The classical civil engineering subject of structural analysis is dedicated to the (further) development of efficient and reliable methods for mechanical structural analysis based on rigorous research approaches from engineering science. This includes the derivation of structural theories with the help of modern energy and power principles as well as the development of highly efficient numerical procedures by incorporating analytical or semi-analytical solution methods. Areas of application refer to, for example, road, tunnel and bridge construction. In this context, the increasingly complicated mechanical behaviour of modern building materials (e.g. composite building materials) is accounted for realistically. For this purpose, the micro- and nanoscopic physical processes underlying the mechanical material behaviour are identified and upscaled to the macroscopic level using suitable scale transition methods.

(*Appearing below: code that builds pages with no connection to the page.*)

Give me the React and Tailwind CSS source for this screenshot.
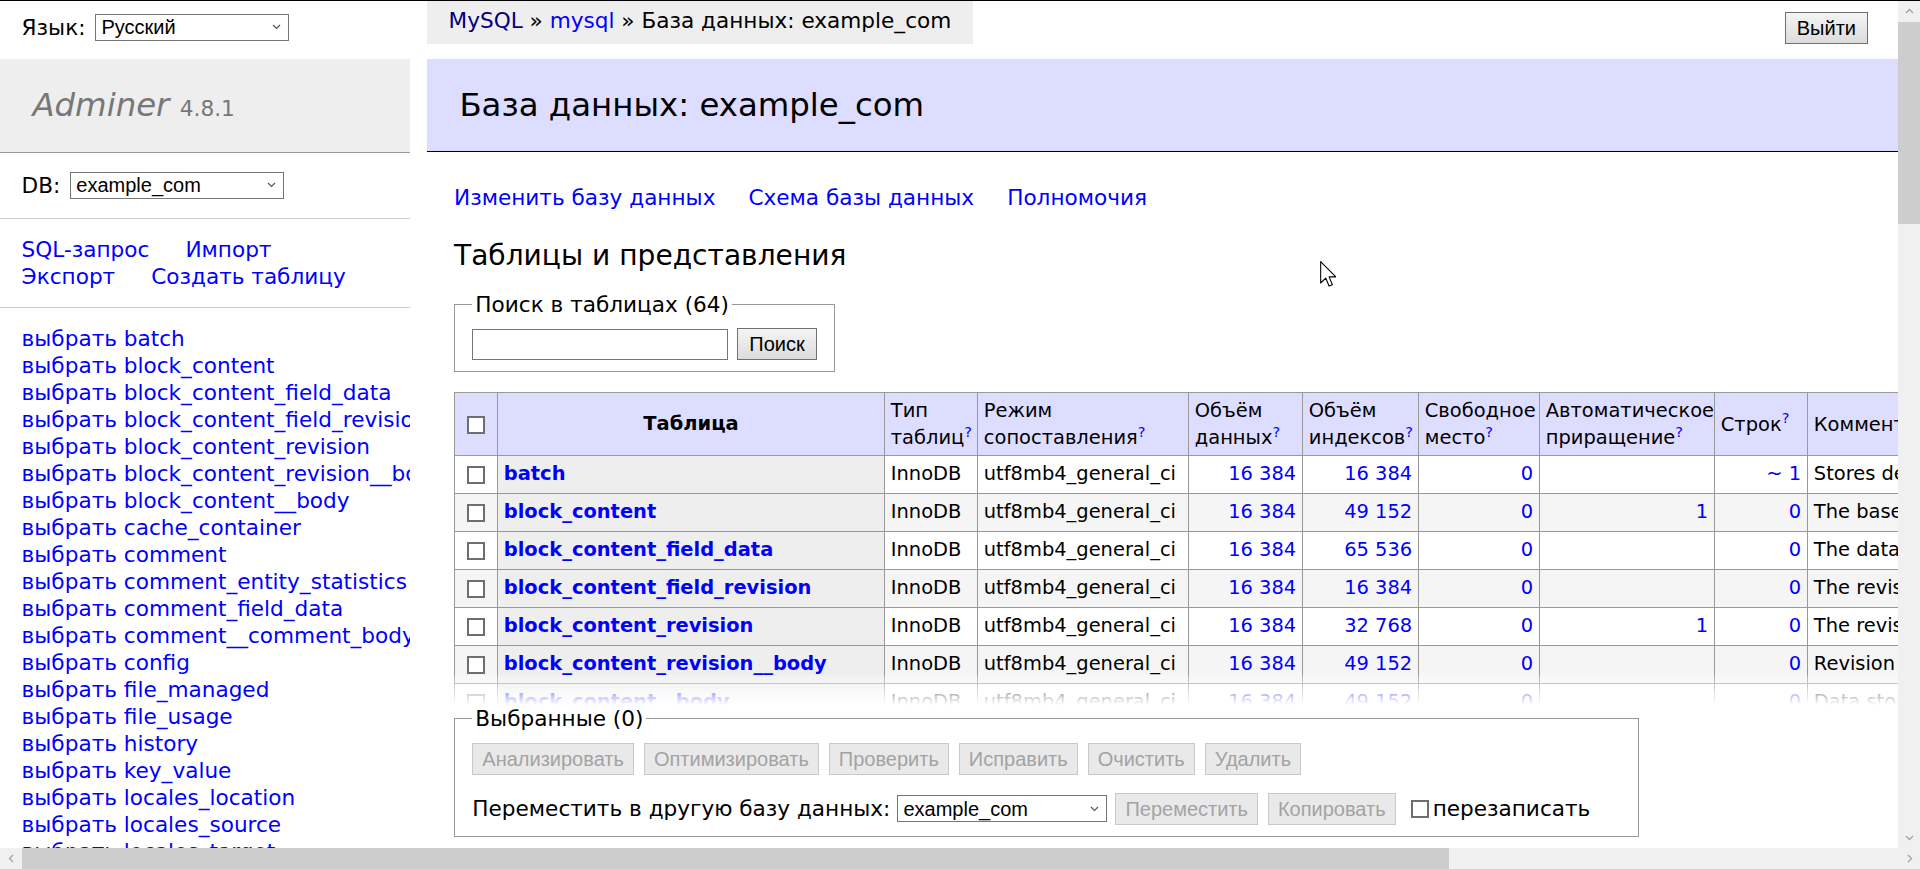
import React from "react";

const tables = [
    ["batch", "16 384", "16 384", "0", "", "~ 1", "Stores details about batches (processes that run in multiple HTTP requests)."],
    ["block_content", "16 384", "49 152", "0", "1", "0", "The base table for block_content entities."],
    ["block_content_field_data", "16 384", "65 536", "0", "", "0", "The data table for block_content entities."],
    ["block_content_field_revision", "16 384", "16 384", "0", "", "0", "The revision data table for block_content entities."],
    ["block_content_revision", "16 384", "32 768", "0", "1", "0", "The revision table for block_content entities."],
    ["block_content_revision__body", "16 384", "49 152", "0", "", "0", "Revision archive storage for block_content field body."],
    ["block_content__body", "16 384", "49 152", "0", "", "0", "Data storage for block_content field body."],
    ["cache_container", "16 384", "16 384", "0", "", "~ 12", "Storage for the cache API."],
    ["comment", "16 384", "16 384", "0", "1", "0", "The base table for comment entities."],
];

const menuTables = [
    "batch", "block_content", "block_content_field_data", "block_content_field_revision",
    "block_content_revision", "block_content_revision__body", "block_content__body",
    "cache_container", "comment", "comment_entity_statistics", "comment_field_data",
    "comment__comment_body", "config", "file_managed", "file_usage", "history",
    "key_value", "locales_location", "locales_source", "locales_target", "menu_link_content",
];

// small pieces shared by sidebar and forms
function Select({ value, className }) {
    return (
        <div className={`inline-flex items-center justify-between h-[27px] border border-[#767676] bg-white pl-[5px] pr-[7px] font-['Liberation_Sans',Arial,sans-serif] text-[20px] leading-none text-black ${className}`}>
            <span>{value}</span>
            <svg width="9" height="6" viewBox="0 0 9 6">
                <path d="M1 1l3.5 3.5L8 1" fill="none" stroke="#555" strokeWidth="1.2" />
            </svg>
        </div>
    );
}

function Checkbox({ className = "" }) {
    return <span className={`inline-block align-middle w-[18px] h-[18px] border-2 border-[#6e6e6e] bg-white ${className}`} />;
}

function Button({ children, disabled, className = "" }) {
    const look = disabled
        ? "px-[9px] border-[#c8c8c8] bg-[#e9e9e9] text-[#a3a3a3]"
        : "px-[11px] border-[#707070] bg-linear-to-b from-[#f4f4f4] to-[#dcdcdc] text-black";
    return (
        <span className={`inline-flex items-center h-[32px] border font-['Liberation_Sans',Arial,sans-serif] text-[20px] leading-none ${look} ${className}`}>
            {children}
        </span>
    );
}

function Help() {
    return <sup className="text-[#00f]">?</sup>;
}

function Chevron({ d }) {
    return (
        <svg width="9" height="9" viewBox="0 0 9 9">
            <path d={d} fill="none" stroke="#a3a3a3" strokeWidth="1.3" />
        </svg>
    );
}

export default function App() {
    const td = "border border-[#999] px-[5.8px] py-[3.9px] align-middle whitespace-nowrap";
    const head = "border border-[#999] bg-[#ddf] px-[5.8px] py-[3.9px] align-middle text-left font-normal leading-[27px]";

    return (
        <div className="w-[1920px] h-[869px] overflow-hidden flex flex-col bg-white border-t border-black font-['DejaVu_Sans',Verdana,sans-serif] text-[21.6px] leading-[27px] text-black">
            <div className="flex flex-1 min-h-0">
                {/* page viewport */}
                <div className="relative flex flex-1 min-w-0 overflow-hidden">
                    {/* Sidebar */}
                    <aside className="w-[410px] shrink-0">
                        <div className="h-[58px] px-[21.6px] pt-[6.5px]">
                            <div className="flex items-center h-[39px] gap-[10px]">
                                <span>Язык:</span>
                                <Select value="Русский" className="w-[194px]" />
                            </div>
                        </div>
                        <h1 className="h-[94px] overflow-hidden bg-[#eee] border-b border-[#999] px-[32.4px] py-[25.9px] text-[32.4px] leading-[40.5px] text-[#777] whitespace-nowrap">
                            <span className="italic">Adminer</span>{" "}
                            <span className="text-[21.7px]">4.8.1</span>
                        </h1>
                        <div className="px-[21.6px] py-[17.3px] border-b border-[#ccc]">
                            <div className="flex items-center h-[30px] gap-[10px]">
                                <span>DB:</span>
                                <Select value="example_com" className="w-[214px]" />
                            </div>
                        </div>
                        <div className="px-[21.6px] py-[17.3px] border-b border-[#ccc] flex flex-wrap gap-x-[36px] text-[#00f]">
                            <span>SQL-запрос</span>
                            <span>Импорт</span>
                            <span>Экспорт</span>
                            <span>Создать таблицу</span>
                        </div>
                        <ul className="px-[21.6px] py-[17.3px] whitespace-nowrap overflow-hidden text-[#00f]">
                            {menuTables.map((t) => (
                                <li key={t}>выбрать {t}</li>
                            ))}
                        </ul>
                    </aside>

                    {/* Content */}
                    <main className="relative ml-[17px] w-[1960px] shrink-0">
                        <div className="flex">
                            <div className="h-[43px] leading-[39px] bg-[#eee] px-[21.6px] whitespace-nowrap">
                                <span className="text-[#000080]">MySQL</span> » <span className="text-[#00f]">mysql</span> » База данных: example_com
                            </div>
                        </div>

                        <h2 className="mt-[15px] bg-[#ddf] border-b border-black px-[32.4px] py-[25.9px] text-[32.4px] leading-[40.5px] font-normal">
                            База данных: example_com
                        </h2>

                        <div className="pl-[27px]">
                            <div className="mt-[32px] flex gap-[33px] text-[#00f]">
                                <span>Изменить базу данных</span>
                                <span>Схема базы данных</span>
                                <span>Полномочия</span>
                            </div>

                            <h3 className="mt-[27px] text-[28.08px] leading-[35.1px]">Таблицы и представления</h3>

                            <fieldset className="mt-[17.3px] w-fit border border-[#999] px-[17.3px] pt-[10.8px] pb-[10.8px]">
                                <legend className="px-[3px]">Поиск в таблицах (64)</legend>
                                <div className="flex items-center gap-[9px]">
                                    <span className="inline-block w-[256px] h-[31px] border border-[#767676] bg-white" />
                                    <Button className="h-[31px]">Поиск</Button>
                                </div>
                            </fieldset>

                            <table className="mt-[20px] border-collapse table-fixed w-[1913px] text-[19.44px] leading-[24.3px]">
                                <colgroup>
                                    <col className="w-[43px]" />
                                    <col className="w-[387px]" />
                                    <col className="w-[93px]" />
                                    <col className="w-[211px]" />
                                    <col className="w-[114px]" />
                                    <col className="w-[116px]" />
                                    <col className="w-[121px]" />
                                    <col className="w-[175px]" />
                                    <col className="w-[93px]" />
                                    <col className="w-[560px]" />
                                </colgroup>
                                <thead>
                                    <tr className="h-[60px]">
                                        <td className={head}><Checkbox className="ml-[6px]" /></td>
                                        <th className="border border-[#999] bg-[#ddf] px-[9.7px] align-middle text-center font-bold">Таблица</th>
                                        <td className={head}>Тип таблиц<Help /></td>
                                        <td className={head}>Режим сопоставления<Help /></td>
                                        <td className={head}>Объём данных<Help /></td>
                                        <td className={head}>Объём индексов<Help /></td>
                                        <td className={head}>Свободное место<Help /></td>
                                        <td className={head}>Автоматическое приращение<Help /></td>
                                        <td className={head}>Строк<Help /></td>
                                        <td className={head}>Комментарий<Help /></td>
                                    </tr>
                                </thead>
                                <tbody>
                                    {tables.map((r, i) => (
                                        <tr key={r[0]} className={`h-[38px] ${i % 2 ? "bg-[#f5f5f5]" : "bg-white"}`}>
                                            <td className={td}><Checkbox className="ml-[6px]" /></td>
                                            <th className={`${td} bg-[#eee] text-left font-bold text-[#00f]`}>{r[0]}</th>
                                            <td className={td}>InnoDB</td>
                                            <td className={td}>utf8mb4_general_ci</td>
                                            <td className={`${td} text-right text-[#00f]`}>{r[1]}</td>
                                            <td className={`${td} text-right text-[#00f]`}>{r[2]}</td>
                                            <td className={`${td} text-right text-[#00f]`}>{r[3]}</td>
                                            <td className={`${td} text-right text-[#00f]`}>{r[4]}</td>
                                            <td className={`${td} text-right text-[#00f]`}>{r[5]}</td>
                                            <td className={td}>{r[6]}</td>
                                        </tr>
                                    ))}
                                </tbody>
                            </table>
                        </div>

                        {/* sticky footer */}
                        <div className="absolute left-[27px] right-0 bottom-0">
                            <div className="h-[30px] bg-linear-to-b from-white/20 to-white" />
                            <div className="bg-white pb-[10.8px]">
                                <fieldset className="w-fit border border-[#999] px-[17.3px] pt-[10.8px] pb-[10.8px]">
                                    <legend className="px-[3px]">Выбранные (0)</legend>
                                    <div className="flex items-center gap-[10px]">
                                        <Button disabled>Анализировать</Button>
                                        <Button disabled>Оптимизировать</Button>
                                        <Button disabled>Проверить</Button>
                                        <Button disabled>Исправить</Button>
                                        <Button disabled>Очистить</Button>
                                        <Button disabled>Удалить</Button>
                                    </div>
                                    <div className="mt-[17.3px] pr-[30px] flex items-center h-[33px] whitespace-nowrap">
                                        <span>Переместить в другую базу данных:</span>
                                        <Select value="example_com" className="w-[210px] ml-[7px]" />
                                        <Button disabled className="ml-[8px]">Переместить</Button>
                                        <Button disabled className="ml-[10px]">Копировать</Button>
                                        <Checkbox className="ml-[15px] mr-[4px]" />
                                        <span>перезаписать</span>
                                    </div>
                                </fieldset>
                            </div>
                        </div>
                    </main>

                    <div className="absolute right-[30px] top-[11px]">
                        <Button>Выйти</Button>
                    </div>

                    {/* mouse pointer */}
                    <svg className="absolute left-[1320px] top-[260px]" width="16" height="26" viewBox="0 0 12 19.5">
                        <path d="M0.5 0.5V16.5L4.3 12.8L6.8 18.8L9.3 17.8L6.8 11.9H11.9Z" fill="white" stroke="black" strokeWidth="0.8" strokeLinejoin="round" />
                    </svg>
                </div>

                {/* vertical scrollbar */}
                <div className="w-[22px] shrink-0 bg-[#f0f0f0] flex flex-col">
                    <div className="h-[21px] flex items-center justify-center">
                        <Chevron d="M1 6l3.5-3.5L8 6" />
                    </div>
                    <div className="h-[202px] bg-[#cdcdcd]" />
                    <div className="flex-1" />
                    <div className="h-[21px] flex items-center justify-center">
                        <Chevron d="M1 3l3.5 3.5L8 3" />
                    </div>
                </div>
            </div>

            {/* horizontal scrollbar */}
            <div className="h-[21px] shrink-0 flex bg-[#f0f0f0]">
                <div className="w-[22px] flex items-center justify-center">
                    <Chevron d="M6 1L2.5 4.5L6 8" />
                </div>
                <div className="w-[1427px] bg-[#cdcdcd]" />
                <div className="flex-1" />
                <div className="w-[22px] flex items-center justify-center">
                    <Chevron d="M3 1l3.5 3.5L3 8" />
                </div>
            </div>
        </div>
    );
}
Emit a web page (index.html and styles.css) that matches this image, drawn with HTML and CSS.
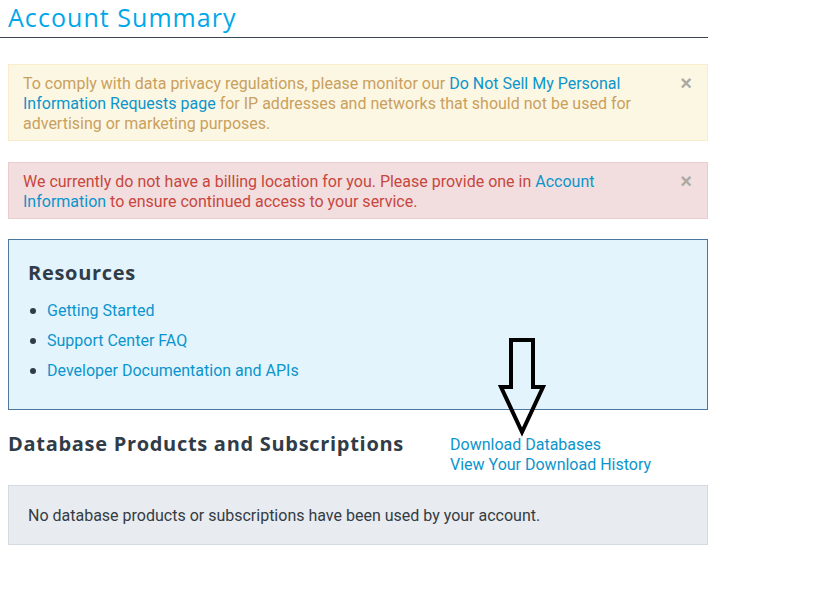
FILE: index.html
```html
<!DOCTYPE html>
<html>
<head>
<meta charset="utf-8">
<link rel="stylesheet" href="styles.css">
</head>
<body>
<main class="page">
  <h1 class="title">Account Summary</h1>
  <div class="alert alert-warning">
    <span class="close">×</span>
    To comply with data privacy regulations, please monitor our <a href="#">Do Not Sell My Personal Information Requests page</a> for IP addresses and networks that should not be used for advertising or marketing purposes.
  </div>
  <div class="alert alert-danger">
    <span class="close">×</span>
    We currently do not have a billing location for you. Please provide one in <a href="#">Account Information</a> to ensure continued access to your service.
  </div>
  <section class="resources">
    <h2 class="res-title">Resources</h2>
    <ul class="res-list">
      <li><a href="#">Getting Started</a></li>
      <li><a href="#">Support Center FAQ</a></li>
      <li><a href="#">Developer Documentation and APIs</a></li>
    </ul>
  </section>
  <div class="db-row">
    <h2 class="db-title">Database Products and Subscriptions</h2>
    <div class="db-links">
      <a href="#">Download Databases</a>
      <a href="#">View Your Download History</a>
    </div>
  </div>
  <div class="empty">No database products or subscriptions have been used by your account.</div>
  <svg class="arrow" width="52" height="100" viewBox="0 0 52 100">
    <path d="M14 3 H36 V50 H46 L25 95 L4 50 H14 Z" fill="none" stroke="#000" stroke-width="4" stroke-linejoin="miter"/>
  </svg>
</main>
</body>
</html>
```
FILE: styles.css
```css
html, body {
  margin: 0;
  padding: 0;
  background: #fff;
}
body {
  font-family: Roboto, "Liberation Sans", sans-serif;
  font-size: 16px;
  line-height: 20px;
  color: #333;
}
a {
  color: #0b95cc;
  text-decoration: none;
}
.page {
  position: relative;
  width: 708px;
}
.title {
  margin: 0;
  padding: 2px 0 5px 8px;
  font-family: "Open Sans", "Liberation Sans", sans-serif;
  font-weight: 400;
  font-size: 25px;
  line-height: 30px;
  letter-spacing: 1.05px;
  color: #00a8ea;
  border-bottom: 1px solid #3b4651;
}
.alert {
  position: relative;
  margin-left: 8px;
  padding: 9px 40px 6px 14px;
  border: 1px solid;
}
.alert-warning {
  margin-top: 26px;
  background: #fcf7e3;
  border-color: #f9ebcc;
  color: #c9a05e;
}
.alert-danger {
  margin-top: 21px;
  background: #f2dede;
  border-color: #ebccd1;
  color: #c7473f;
}
.close {
  position: absolute;
  right: 15px;
  top: 8px;
  font-size: 20px;
  font-weight: 700;
  color: #a9a9a6;
  font-family: "Liberation Sans", sans-serif;
}
.resources {
  margin: 20px 0 0 8px;
  padding: 21px 19px 28px;
  background: #e3f4fd;
  border: 1px solid #4e77a0;
}
.res-title {
  margin: 0 0 16px;
  font-family: "Open Sans", "Liberation Sans", sans-serif;
  font-weight: 700;
  font-size: 20px;
  line-height: 24px;
  letter-spacing: 0.7px;
  color: #303c47;
}
.res-list {
  margin: 0;
  padding: 0;
  list-style: none;
}
.res-list li {
  display: flex;
  align-items: center;
  gap: 11px;
  line-height: 20px;
  margin-bottom: 10px;
}
.res-list li::before {
  content: "";
  width: 6px;
  height: 6px;
  margin-left: 2px;
  border-radius: 50%;
  background: #303c47;
}
.res-list li:last-child {
  margin-bottom: 0;
}
.db-row {
  display: flex;
  align-items: flex-start;
  margin: 24px 0 0 8px;
}
.db-title {
  width: 442px;
  margin: 0;
  font-family: "Open Sans", "Liberation Sans", sans-serif;
  font-weight: 700;
  font-size: 20px;
  line-height: 20px;
  letter-spacing: 0.7px;
  color: #303c47;
}
.db-links {
  display: flex;
  flex-direction: column;
  margin-top: 1px;
}
.empty {
  margin: 10px 0 0 8px;
  padding: 20px 19px 18px;
  background: #e8ebef;
  border: 1px solid #d4dae2;
  color: #333c44;
}
.arrow {
  position: absolute;
  left: 497px;
  top: 337px;
}
```
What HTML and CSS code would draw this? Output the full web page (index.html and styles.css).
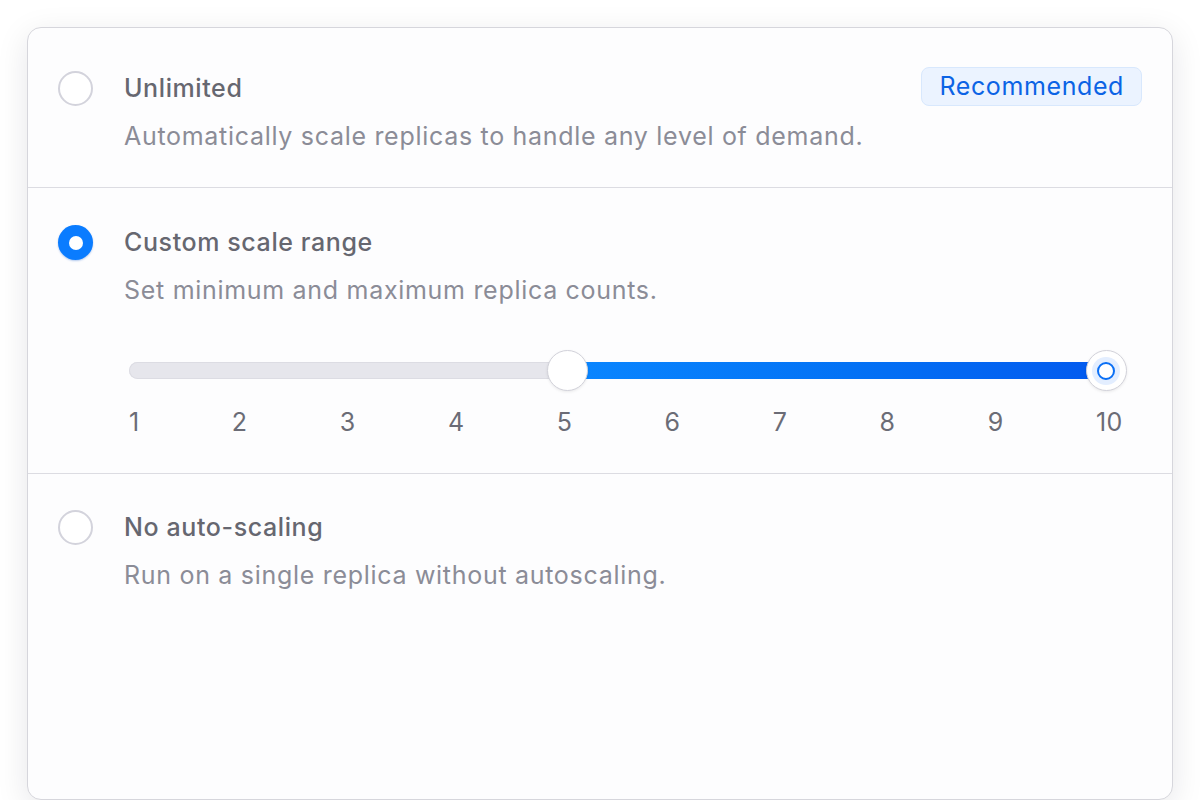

This is done with careful incorporation of results from experimental mechanics, where innovative experimental protocols for material and structural tests are developed and carried out, both in the laboratory and in situ, on the basis of theoretically well-founded conceptions. In all these activities, emphasis is placed on cementitious building materials such as concrete, which are currently undergoing rapid development. The surprisingly complex properties of nanoscopic calcium silicate hydrates are of eminent importance for the short-term and long-term behaviour of concrete (elastic stiffness, creep, strength, thermal expansion, shrinkage and swelling with changes of moisture, etc.). Improved understanding of materials, modern multi-scale material models developed from them, and their use in structural simulation contribute to reducing CO2 emissions and to prolonging the service life of key infrastructure made from (reinforced) concrete.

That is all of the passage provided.